A Floral Trail: India’s Most Iconic Flower Markets

by Amishi Sota     September, 02 , 2025

India grows over 2.2 million tonnes of flowers every year, and before they end up on your tables, in your temples, or on your Instagram feed, most of them take a detour through one of the country’s 2,500+ phool mandis.

It’s a whole ecosystem that runs while most of us are asleep & if you’ve never been, it’s worth setting your alarm for.

Here’s your guide to India’s most iconic flower markets, part cultural safari, part sensory overload, and fully unforgettable.


1. Ghazipur Flower Market, Delhi

📍 Ghazipur, East Delhi
🕔 3 AM – 7 PM

Delhi doesn’t do anything halfway & Ghazipur proves it. Asia’s largest wholesale flower market, Ghazipur is where over 300 shops and stalls trade flowers by the truckload.

Step in at 3 AM, and you’ll find porters unloading crates of gladioli, orchids from Thailand, lilies from Holland, tuberoses from Uttar Pradesh, and roses in every possible shade. The air is thick with the smell of jasmine and negotiation. Shopkeepers sit cross-legged stringing motia garlands, others are trimming stems, shouting prices, or arranging towers of marigolds for a wedding the next day.

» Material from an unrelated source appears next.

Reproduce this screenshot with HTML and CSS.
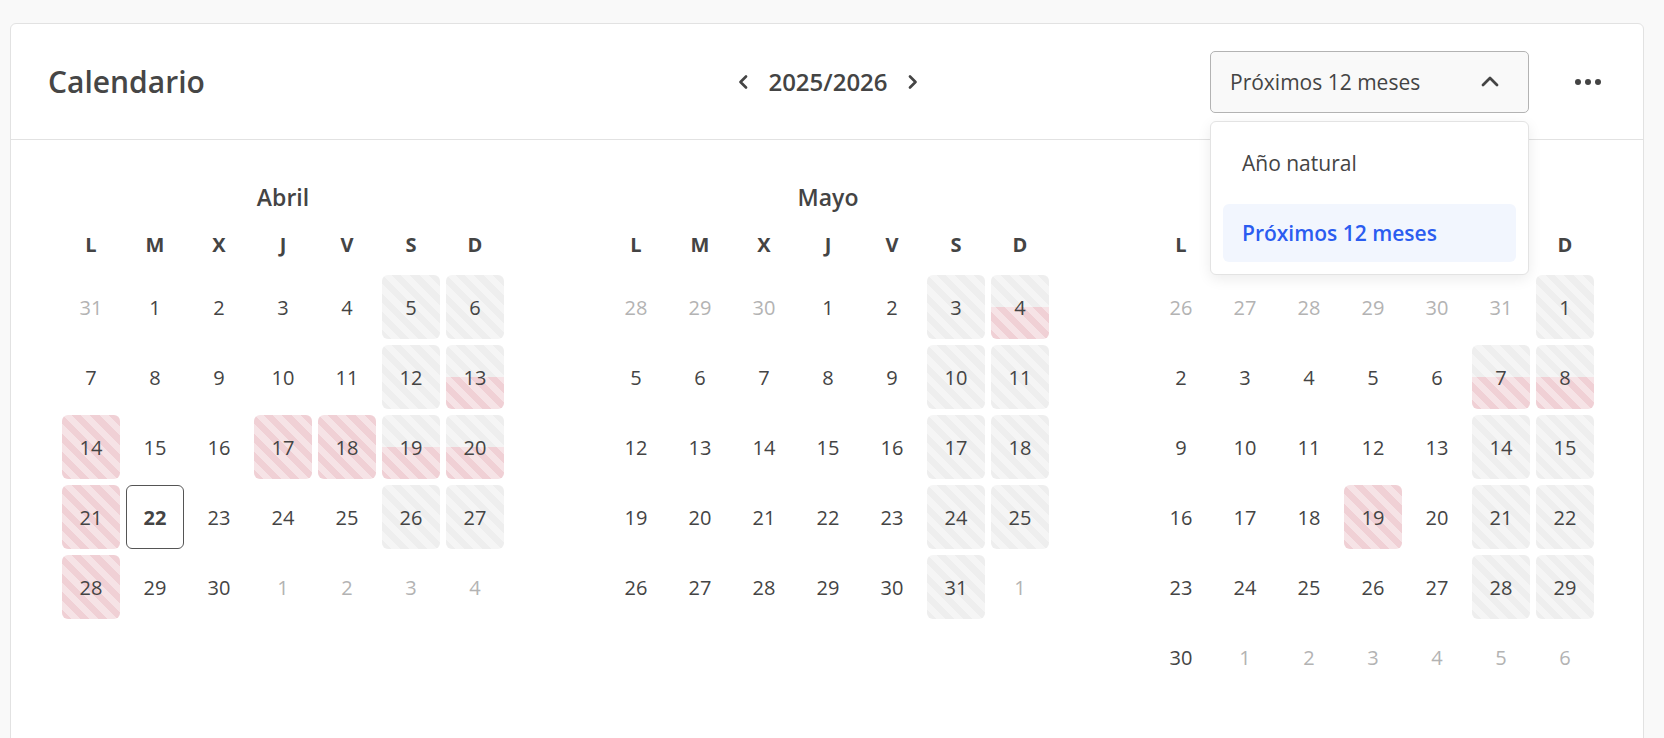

Before 2011, Delhi’s flower trade was scattered, from Mehrauli to Chandni Chowk to Lado Sarai, but now Ghazipur is the nerve center. Temples, five-star hotels, event planners, and florists all source their blooms from here.

Go for: The 4–5 AM peak hour, when the market is buzzing, the freshest flowers are unpacked, and photographers get their most dramatic shots.


2. KR Flower Market, Bangalore

📍 Near City Market, Bengaluru
🕔 4 AM – 10 PM

KR Market, also called Huvina Market (meaning “flower market” in Kannada) is a sensory explosion. Built in 1928 on the site of an Anglo-Mysore War battlefield, it still carries its red-and-white colonial architecture as a backdrop to piles of marigolds, roses, and jasmine strings.

The market is divided into two sections: one for loose flowers, petals, and garlands, and the other for exotic blooms, Dutch roses, anthuriums, and lilies. Watching vendors here is mesmerizing, they work with precision, tying garlands with a speed that feels like choreography.

Go for: The 4 AM madness, it’s the flower world’s version of a stock exchange bell. The city’s temples, wedding halls, and puja rooms are supplied from here before the morning traffic wakes up.


3. Dadar Flower Market, Mumbai

📍 Dadar West, near Dadar Station
🕔 6 AM – 8 PM

Mumbai mornings smell of rain, salt & Dadar flowers. Known locally as Phool Gully, Dadar is the beating heart of Mumbai’s floral economy, with over 600 stalls crammed into narrow lanes.

By 6 AM, the crowd is so thick that you might not even need to walk, the human tide carries you along. Roses, marigolds, chrysanthemums, and jasmines fly off the stalls to feed temples, weddings, and events. Seasonal flowers change the market’s mood every few months, from magnolias and winter jasmine in January to dahlias, tulips, and gerberas in the monsoon.

You’ll also find women selling gajras (hair garlands) that smell divine, and decorators haggling hard for bulk orders. Despite the chaos, Dadar has an irresistible energy that makes it one of Mumbai’s most photogenic corners.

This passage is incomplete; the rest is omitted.